As I sat there, burning with shame and embarrassment, two other thoughts were foremost in my mind. One was the incredible unfairness of this whole ordeal. Everyone else had been doing exactly the same thing - why was I the only one to get singled out as a baby? And the more I sat there, stewing over the injustice inherent in the Kindergarten ‘baby chair’, all I could think about was this – my grandparents were in town that week, and Poppy Rowe was going to pick me up from school that day. And when Poppy Rowe came, boy, was he going to make Mrs. Payne sorry for putting me in the baby chair! That might have been the only thing to keep me going for the ten minutes? fifteen? that I had to sit in that awful chair.
In the same way, the people of Israel were waiting for God to intervene in their history, and make everything right, just like Poppy Rowe.

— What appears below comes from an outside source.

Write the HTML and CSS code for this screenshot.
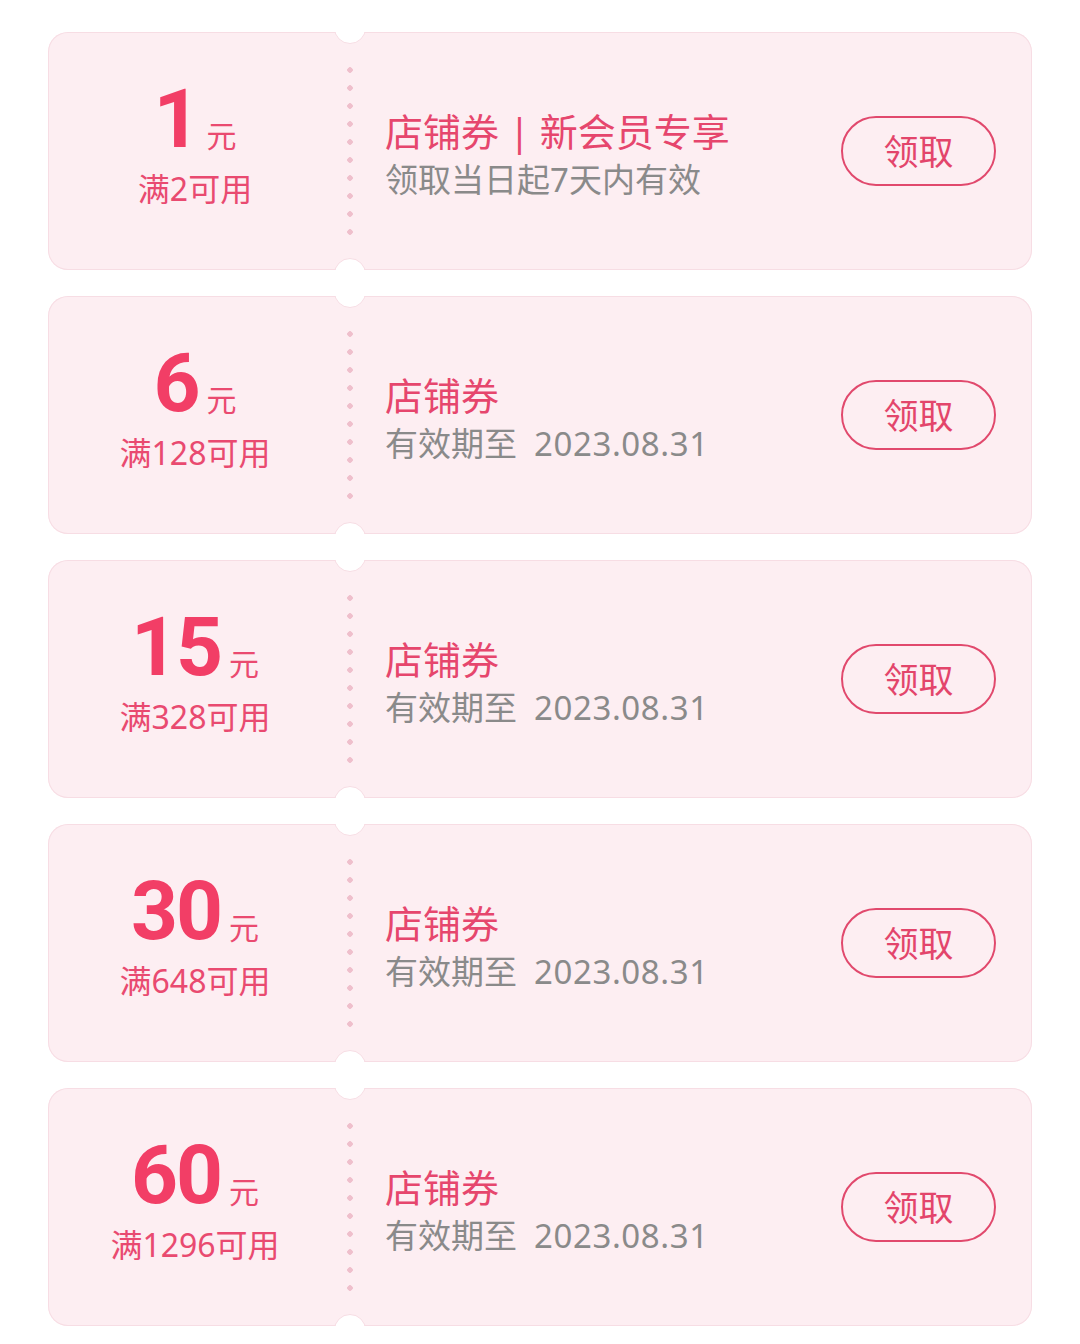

He was going to put an end to their exile, but things weren’t going to stop there. He was going to turn the whole world upside down.
Looking back on it, though, I realize that it’s probably just as well that Poppy Rowe didn’t come get me right at that moment. He taught school back in the thirties, in the days of ‘the strap’. My guess is that he probably would have had more sympathy for the kindergarten teacher than for me. If he had shown up at that point, I probably would have gotten a lot more than I’d bargained for.
The Jews of Jesus’ time were just itching and waiting for a Messiah to come and make everything better for them. And indeed he came, and in a way, he made the whole business of being human much less of a struggle, but not at all in the way that they expected. Even John the Baptist had to deal with doubts and uncertainty, as he struggled with the fact that Jesus wasn’t exactly the kind of Messiah he had been expecting.
What have you come out to see? What are you expecting from this Christmas? To gain all the blessings God has in store for us, would we be prepared to be surprised? If God is prepared to give us our heart’s desire, would we be prepared to have our prayers answered, not in the way we’re expecting, but in the way that is best for us? As we prepare for Christmas, and the coming of Christ in our hearts, perhaps these are the kind of questions we need to ask ourselves first and foremost.